China has more than half of the world’s hydroelectric dams. It generates nearly three times as much hydroelectric power as the second biggest producer, Brazil. And it gets more energy from water than from all other renewable resources combined.

This embrace of hydropower is helping China shed fossil fuels, a mission that has taken on dramatic urgency in recent years for a population that not only fully accepts the reality of climate change, but also feels its effects on a daily basis.  

Read More: China Unveils Blockbuster $361 Billion Plan for Clean Energy

Yet for all its success, China’s approach to hydropower has also been deeply flawed. In the haste to scale up production, many dams are so inefficient that, collectively, the country loses enough energy each year to power the UK and Germany.

Millions of people have been displaced to make way for new constructions. Entire river and land ecosystems have been disrupted or ruined. And neighboring countries have been afflicted with drought as a result of China’s wrangling of transnational water sources.  

“China in general has tremendous [hydropower] potential,” Darrin Magee, chair of the Environmental Studies Program at Hobart and William Smith Colleges, told Global Citizen. “But you can’t build it without eco impacts.
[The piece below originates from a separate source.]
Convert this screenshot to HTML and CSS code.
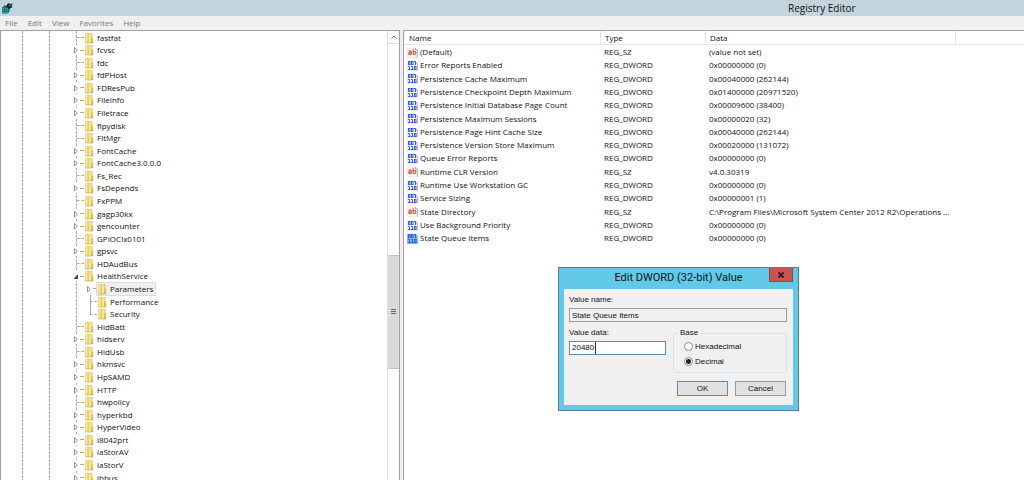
FILE: index.html
```html
<!DOCTYPE html>
<html lang="en">
<head>
<meta charset="utf-8">
<title>Registry Editor</title>
<link rel="stylesheet" href="styles.css">
</head>
<body>
<svg class="defs" aria-hidden="true">
  <defs>
    <linearGradient id="gold" x1="0" x2="1"><stop offset="0" stop-color="#f5e394"/><stop offset="1" stop-color="#e3c458"/></linearGradient>
    <symbol id="folder" viewBox="0 0 10 12">
      <path d="M1 1.5 4 .5 4.5 1.5V11H1.5L.7 10.200Z" fill="#efd97c"/>
      <path d="M4 1H8.500V5.500H9.200V11H4Z" fill="url(#gold)"/>
      <path d="M4.300 1V11" stroke="#d4b550" stroke-width=".6"/>
      <path d="M2.500 2V10" stroke="#faf0b8" stroke-width=".9"/>
      <path d="M5.200 2.500 7.200 2V9.500L5.200 11Z" fill="#f7e9a2"/>
      <path d="M7.500 5.500V11" stroke="#cdae47" stroke-width=".6"/>
      <path d="M1.200 11H9.200" stroke="#d2b34c" stroke-width=".7"/>
      <path d="M8.300 9V10.600" stroke="#8fae8b" stroke-width=".8"/>
    </symbol>
    <symbol id="closed" viewBox="0 0 8 10"><path d="M2.500 2.500V8L5.400 5.250Z" fill="#fff" stroke="#777" stroke-width=".8"/></symbol>
    <symbol id="open" viewBox="0 0 8 10"><path d="M6 3V8H1.500Z" fill="#444"/></symbol>
    <symbol id="page" viewBox="0 0 11 11"><path d="M.5 1H8.500L10.500 3V10.500H.5Z" fill="#f7f7f7" stroke="#d9d9dc" stroke-width=".5"/><path d="M8.500 1V3H10.500M10.300 3V10.500" fill="none" stroke="#9a9a9f" stroke-width=".7"/></symbol>
    <symbol id="sz" viewBox="0 0 11 11"><use href="#page"/>
      <g fill="none" stroke="#d9533a" stroke-width="1.100"><path d="M1.500 4.300Q4.300 3.200 4.300 5V7.700M4.300 5.700Q1.600 5.500 1.600 6.800 2.400 8.300 4.300 7"/><path d="M6.200 2.300V7.700M6.200 4.900Q8.800 3.500 8.900 5.800 8.700 8.200 6.200 7"/></g>
    </symbol>
    <symbol id="bits" viewBox="0 0 11 11">
      <g fill="none" stroke="#3558e6" stroke-width="1"><rect x="1.500" y="1.500" width="1.500" height="3"/><rect x="4.500" y="1.500" width="1.500" height="3"/><path d="M7 1.500H8.500V5M1 6.500H2.500V9.500M1 9.500H3.500M4 6.500H5.500V9.500M4 9.500H6.500"/><rect x="7.500" y="6.500" width="1.500" height="3"/></g>
    </symbol>
    <symbol id="dword" viewBox="0 0 11 11"><use href="#page"/><use href="#bits"/></symbol>
    <symbol id="dword-on" viewBox="0 0 11 11"><path d="M0 1H9L11 3V11H0Z" fill="#7cbcf2"/><use href="#bits"/></symbol>
  </defs>
</svg>
<div class="window">
  <header class="titlebar">
    <svg class="app-icon" viewBox="0 0 12 12" aria-hidden="true">
      <path d="M1 5.500 3 4H8.500V9.500L7 11.500H1Z" fill="#15757b"/>
      <path d="M1.500 6H7V11H1.500Z" fill="#39b4b4"/>
      <path d="M1.500 7.700H7M1.500 9.400H7M3.300 6V11M5.200 6V11" stroke="#0b5054" stroke-width=".6"/>
      <path d="M6 2.200 8 1 9 2.200 11.500 1.200 10.700 4 11.500 5.200 9.500 6 8 7.500 7 5.500 5 5Z" fill="#12292d"/>
      <path d="M3 3.500H5V5H3Z" fill="#234c50"/>
      <path d="M8 3H9.300V4.300H8Z" fill="#39b4b4"/>
    </svg>
    <h1>Registry Editor</h1>
  </header>
  <nav class="menu"><button>File</button><button>Edit</button><button>View</button><button>Favorites</button><button>Help</button></nav>
  <main class="panes">
    <section class="tree-pane">
      <ul class="tree" role="tree">
        <li><i></i><b></b><svg><use href="#folder"/></svg><span>fastfat</span></li>
        <li><svg class="arrow"><use href="#closed"/></svg><b></b><svg><use href="#folder"/></svg><span>fcvsc</span></li>
        <li><i></i><b></b><svg><use href="#folder"/></svg><span>fdc</span></li>
        <li><svg class="arrow"><use href="#closed"/></svg><b></b><svg><use href="#folder"/></svg><span>fdPHost</span></li>
        <li><svg class="arrow"><use href="#closed"/></svg><b></b><svg><use href="#folder"/></svg><span>FDResPub</span></li>
        <li><svg class="arrow"><use href="#closed"/></svg><b></b><svg><use href="#folder"/></svg><span>FileInfo</span></li>
        <li><svg class="arrow"><use href="#closed"/></svg><b></b><svg><use href="#folder"/></svg><span>Filetrace</span></li>
        <li><i></i><b></b><svg><use href="#folder"/></svg><span>flpydisk</span></li>
        <li><i></i><b></b><svg><use href="#folder"/></svg><span>FltMgr</span></li>
        <li><svg class="arrow"><use href="#closed"/></svg><b></b><svg><use href="#folder"/></svg><span>FontCache</span></li>
        <li><svg class="arrow"><use href="#closed"/></svg><b></b><svg><use href="#folder"/></svg><span>FontCache3.0.0.0</span></li>
        <li><i></i><b></b><svg><use href="#folder"/></svg><span>Fs_Rec</span></li>
        <li><svg class="arrow"><use href="#closed"/></svg><b></b><svg><use href="#folder"/></svg><span>FsDepends</span></li>
        <li><i></i><b></b><svg><use href="#folder"/></svg><span>FxPPM</span></li>
        <li><svg class="arrow"><use href="#closed"/></svg><b></b><svg><use href="#folder"/></svg><span>gagp30kx</span></li>
        <li><svg class="arrow"><use href="#closed"/></svg><b></b><svg><use href="#folder"/></svg><span>gencounter</span></li>
        <li><i></i><b></b><svg><use href="#folder"/></svg><span>GPIOClx0101</span></li>
        <li><svg class="arrow"><use href="#closed"/></svg><b></b><svg><use href="#folder"/></svg><span>gpsvc</span></li>
        <li><i></i><b></b><svg><use href="#folder"/></svg><span>HDAudBus</span></li>
        <li><svg class="arrow"><use href="#open"/></svg><b></b><svg><use href="#folder"/></svg><span>HealthService</span></li>
        <li class="child"><svg class="arrow"><use href="#closed"/></svg><b></b><em><svg><use href="#folder"/></svg><span>Parameters</span></em></li>
        <li class="child"><i class="line"></i><b></b><svg><use href="#folder"/></svg><span>Performance</span></li>
        <li class="child"><i class="line last"></i><b></b><svg><use href="#folder"/></svg><span>Security</span></li>
        <li><i></i><b></b><svg><use href="#folder"/></svg><span>HidBatt</span></li>
        <li><svg class="arrow"><use href="#closed"/></svg><b></b><svg><use href="#folder"/></svg><span>hidserv</span></li>
        <li><i></i><b></b><svg><use href="#folder"/></svg><span>HidUsb</span></li>
        <li><svg class="arrow"><use href="#closed"/></svg><b></b><svg><use href="#folder"/></svg><span>hkmsvc</span></li>
        <li><svg class="arrow"><use href="#closed"/></svg><b></b><svg><use href="#folder"/></svg><span>HpSAMD</span></li>
        <li><svg class="arrow"><use href="#closed"/></svg><b></b><svg><use href="#folder"/></svg><span>HTTP</span></li>
        <li><i></i><b></b><svg><use href="#folder"/></svg><span>hwpolicy</span></li>
        <li><svg class="arrow"><use href="#closed"/></svg><b></b><svg><use href="#folder"/></svg><span>hyperkbd</span></li>
        <li><svg class="arrow"><use href="#closed"/></svg><b></b><svg><use href="#folder"/></svg><span>HyperVideo</span></li>
        <li><svg class="arrow"><use href="#closed"/></svg><b></b><svg><use href="#folder"/></svg><span>i8042prt</span></li>
        <li><svg class="arrow"><use href="#closed"/></svg><b></b><svg><use href="#folder"/></svg><span>iaStorAV</span></li>
        <li><svg class="arrow"><use href="#closed"/></svg><b></b><svg><use href="#folder"/></svg><span>iaStorV</span></li>
        <li><svg class="arrow"><use href="#closed"/></svg><b></b><svg><use href="#folder"/></svg><span>ibbus</span></li>
      </ul>
      <div class="scrollbar">
        <button class="scroll-up" aria-label="Scroll up"><svg viewBox="0 0 8 6"><path d="M1.500 4.500 4 2 6.500 4.500" fill="none" stroke="#777" stroke-width="1"/></svg></button>
        <div class="above"></div>
        <div class="thumb"><svg viewBox="0 0 5 6"><path d="M0 .5H5M0 2.500H5M0 4.500H5" stroke="#666" stroke-width="1"/></svg></div>
        <div class="below"></div>
      </div>
    </section>
    <section class="list-pane">
      <table class="values">
        <colgroup><col class="c-name"><col class="c-type"><col class="c-data"><col></colgroup>
        <thead><tr><th>Name</th><th>Type</th><th>Data</th><th></th></tr></thead>
        <tbody>
          <tr><td><svg><use href="#sz"/></svg>(Default)</td><td>REG_SZ</td><td>(value not set)</td><td></td></tr>
          <tr><td><svg><use href="#dword"/></svg>Error Reports Enabled</td><td>REG_DWORD</td><td>0x00000000 (0)</td><td></td></tr>
          <tr><td><svg><use href="#dword"/></svg>Persistence Cache Maximum</td><td>REG_DWORD</td><td>0x00040000 (262144)</td><td></td></tr>
          <tr><td><svg><use href="#dword"/></svg>Persistence Checkpoint Depth Maximum</td><td>REG_DWORD</td><td>0x01400000 (20971520)</td><td></td></tr>
          <tr><td><svg><use href="#dword"/></svg>Persistence Initial Database Page Count</td><td>REG_DWORD</td><td>0x00009600 (38400)</td><td></td></tr>
          <tr><td><svg><use href="#dword"/></svg>Persistence Maximum Sessions</td><td>REG_DWORD</td><td>0x00000020 (32)</td><td></td></tr>
          <tr><td><svg><use href="#dword"/></svg>Persistence Page Hint Cache Size</td><td>REG_DWORD</td><td>0x00040000 (262144)</td><td></td></tr>
          <tr><td><svg><use href="#dword"/></svg>Persistence Version Store Maximum</td><td>REG_DWORD</td><td>0x00020000 (131072)</td><td></td></tr>
          <tr><td><svg><use href="#dword"/></svg>Queue Error Reports</td><td>REG_DWORD</td><td>0x00000000 (0)</td><td></td></tr>
          <tr><td><svg><use href="#sz"/></svg>Runtime CLR Version</td><td>REG_SZ</td><td>v4.0.30319</td><td></td></tr>
          <tr><td><svg><use href="#dword"/></svg>Runtime Use Workstation GC</td><td>REG_DWORD</td><td>0x00000000 (0)</td><td></td></tr>
          <tr><td><svg><use href="#dword"/></svg>Service Sizing</td><td>REG_DWORD</td><td>0x00000001 (1)</td><td></td></tr>
          <tr><td><svg><use href="#sz"/></svg>State Directory</td><td>REG_SZ</td><td>C:\Program Files\Microsoft System Center 2012 R2\Operations ...</td><td></td></tr>
          <tr><td><svg><use href="#dword"/></svg>Use Background Priority</td><td>REG_DWORD</td><td>0x00000000 (0)</td><td></td></tr>
          <tr><td><svg><use href="#dword-on"/></svg>State Queue Items</td><td>REG_DWORD</td><td>0x00000000 (0)</td><td></td></tr>
        </tbody>
      </table>
    </section>
  </main>
  <form class="dialog" role="dialog" aria-labelledby="dialog-title">
    <div class="dialog-head">
      <h2 id="dialog-title">Edit DWORD (32-bit) Value</h2>
      <button type="button" class="close" aria-label="Close"><svg viewBox="0 0 8 8"><path d="M1.500 1.500 6.500 6.500M6.500 1.500 1.500 6.500" stroke="#111" stroke-width="1.700"/></svg></button>
    </div>
    <div class="dialog-body">
      <label for="value-name">Value name:</label>
      <input class="text readonly" id="value-name" value="State Queue Items" readonly>
      <div class="columns">
        <div class="data-field">
          <label for="value-data">Value data:</label>
          <div class="text entry"><input id="value-data" value="20480" size="5"></div>
        </div>
        <fieldset>
          <legend>Base</legend>
          <label class="option"><input type="radio" name="base">Hexadecimal</label>
          <label class="option"><input type="radio" name="base" checked>Decimal</label>
        </fieldset>
      </div>
      <div class="actions"><button type="button" class="primary">OK</button><button type="button">Cancel</button></div>
    </div>
  </form>
</div>
</body>
</html>
```
FILE: styles.css
```css
* { box-sizing: border-box; }
body { margin: 0; background: #fff; color: #111; font: 8px/12px "Open Sans", "Noto Sans", sans-serif; }
button, input { font: inherit; color: inherit; }
.defs { position: absolute; width: 0; height: 0; }
.window { display: flex; flex-direction: column; height: 100vh; overflow: hidden; }

.titlebar { display: flex; align-items: center; flex: none; height: 16px; background: #c2d5dc; }
.app-icon { width: 12px; height: 12px; margin-left: 1px; }
.titlebar h1 { flex: 1; margin: 0 0 0 775px; font-size: 10px; line-height: 16px; font-weight: 400; white-space: nowrap; }
.menu { display: flex; flex: none; gap: 10px; height: 14px; padding-left: 5px; background: #f0f0f0; color: #777; }
.menu button { padding: 0; border: 0; background: none; line-height: 14px; }

.panes { display: flex; flex: 1; min-height: 0; background: #eeeef2; gap: 3px; }
.tree-pane { display: flex; flex: 0 0 400px; border: solid #9fa0a9; border-width: 1px 1px 0; background: #fff; overflow: hidden; }
.tree {
  flex: 1; display: grid; align-content: start; margin: 0; padding: 0 0 0 72px; list-style: none;
  grid-auto-rows: 13px 12px 13px 12px 13px 12px 13px;
  background:
    repeating-linear-gradient(#0000 0 3px, #fff 3px 4px) 21px 0 / 55px 100% no-repeat,
    linear-gradient(#aaa, #aaa) 21px 0 / 1px 100% no-repeat,
    linear-gradient(#aaa, #aaa) 48px 0 / 1px 100% no-repeat,
    linear-gradient(#aaa, #aaa) 75px 0 / 1px 100% no-repeat;
}
.tree li { display: flex; align-items: center; white-space: nowrap; }
.tree li i, .tree .arrow { flex: none; width: 8px; height: 10px; margin-left: -1px; }
.tree .arrow { background: #fff; }
.tree b { width: 4px; border-top: 1px dashed #aaa; }
.tree i + b { width: 7px; margin-left: -3px; }
.tree svg { flex: none; width: 10px; height: 12px; }
.tree span { padding-left: 3px; }
.tree .child { padding-left: 13px; }
.tree .line { align-self: stretch; height: auto; background: linear-gradient(#aaa, #aaa) 5px 0 / 1px 100% no-repeat; }
.tree .last { background-size: 1px 50%; }
.tree em { display: flex; align-items: center; height: 12px; padding-right: 2px; font-style: normal; background: #f0f0f0; box-shadow: 0 0 0 1px #dcdcdc; }

.scrollbar { display: flex; flex-direction: column; flex: none; width: 12px; border-left: 1px solid #dedede; }
.scroll-up { display: grid; place-items: center; height: 13px; padding: 0; border: 0; border-bottom: 1px solid #ddd; background: #fff; }
.scroll-up svg { width: 8px; height: 6px; }
.above { flex: 211; }
.thumb { flex: 113; display: grid; place-items: center; border: solid #c4c4c4; border-width: 1px 0; background: #dadada; }
.thumb svg { width: 5px; height: 6px; }
.below { flex: 111; }

.list-pane { flex: 1; min-width: 0; border: solid #9fa0a9; border-width: 1px 0 0 1px; background: #fff; }
.values { width: 100%; table-layout: fixed; border-collapse: separate; border-spacing: 0; }
.c-name { width: 197px; }
.c-type { width: 105px; }
.c-data { width: 250px; }
.values th { height: 14px; padding: 0 4px; border: solid #e6e6e6; border-width: 0 1px 1px 0; text-align: left; font-weight: 400; line-height: 13px; }
.values th:first-child { padding-left: 5px; }
.values th:last-child { border-right: 0; }
.values td { height: 13px; padding: 0 3px; line-height: 13px; white-space: nowrap; }
.values tr:nth-child(7n+3) td, .values tr:nth-child(7n+6) td { height: 14px; }
.values svg { width: 11px; height: 11px; margin: -2px 2px -1px 0; vertical-align: middle; }

.dialog { position: absolute; left: 558px; top: 267px; width: 241px; padding: 0 5px 5px; border: 1px solid #527f95; background: #62c9e8; font: 8px/12px "Liberation Sans", Arial, sans-serif; }
.dialog-head { display: flex; align-items: flex-start; justify-content: flex-end; height: 21px; }
.dialog-head h2 { flex: 1; margin: 0; padding-left: 24px; text-align: center; font: 400 11px/20px Roboto, "Open Sans", sans-serif; white-space: nowrap; }
.close { display: grid; place-items: center; width: 24px; height: 14px; padding: 0; border: 1px solid #8b4850; border-top: 0; background: #c75450; }
.close svg { width: 8px; height: 8px; }
.dialog-body { padding: 5px 6px 9px 5px; background: #f0f0f0; }
.dialog-body label { display: block; }
.text { display: block; width: 100%; height: 14px; margin-top: 2px; padding: 0 2px; border: 1px solid #9a9a9a; background: #f0f0f0; }
.columns { display: flex; justify-content: space-between; margin-top: 5px; }
.data-field { width: 97px; }
.entry { margin-top: 2px; border-color: #5a8db5; background: #fff; }
.entry input { display: block; width: 24px; height: 12px; padding: 0; border: 0; border-right: 1px solid #333; background: none; outline: 0; }
fieldset { width: 114px; min-width: 0; margin: 0; padding: 0 10px 3px; border: 1px solid #d9e1e6; border-radius: 2px; }
legend { margin-left: -6px; padding: 0 2px; line-height: 12px; }
.dialog-body .option { display: flex; align-items: center; gap: 2px; height: 15px; }
input[type="radio"] { appearance: none; width: 9px; height: 9px; margin: 0; border: 1px solid #888; border-radius: 50%; background: #fff; }
input[type="radio"]:checked { background: radial-gradient(#222 0 2px, #fff 3px); }
.actions { display: flex; justify-content: flex-end; gap: 7px; margin-top: 8px; padding-right: 1px; }
.actions button { width: 51px; height: 15px; padding: 0; border: 1px solid #999; background: #e1e1e1; line-height: 13px; }
.actions .primary { border-color: #5a8db5; }
```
There will always be some ecological impact.”

For example, China’s Three Gorges Dam — the world’s biggest dam —  displaced an estimated two million people from their homes and livelihoods after it was built in 2003.

Image: Wikimedia: Gugganij

The blocking of the Yangtze River has devastated fish populations. The enormous pressure caused by the dam has increased the likelihood of earthquakes, and landslides. And by halting the flow of the river, ensuring that a reservoir sits still and stagnates, it has greatly reduced water quality.  

Read More: 80% of Water From Wells in Rural China Is Polluted

But hydropower does not cause carbon emissions, and that’s the key distinction for Chinese officials. The country endures such debilitating air, water, and soil pollution from burning fossil fuels, that even if an alternative has substantial drawbacks, it will still be aggressively pursued.

Magee said that the country will move forward with hydropower for three simple reasons. First, the leadership is desperate to limit carbon emissions. Second, the country has a geography conducive to hydropower: tall mountains, powerful rivers. And third, less than half of China’s hydro potential has been realized.

“The leadership and the Chinese people increasingly are very aware that they can’t just have a coal-powered economy, growing at 7% to 10% a year, and expect breathable air and drinkable air and farmable land,” Magee said.  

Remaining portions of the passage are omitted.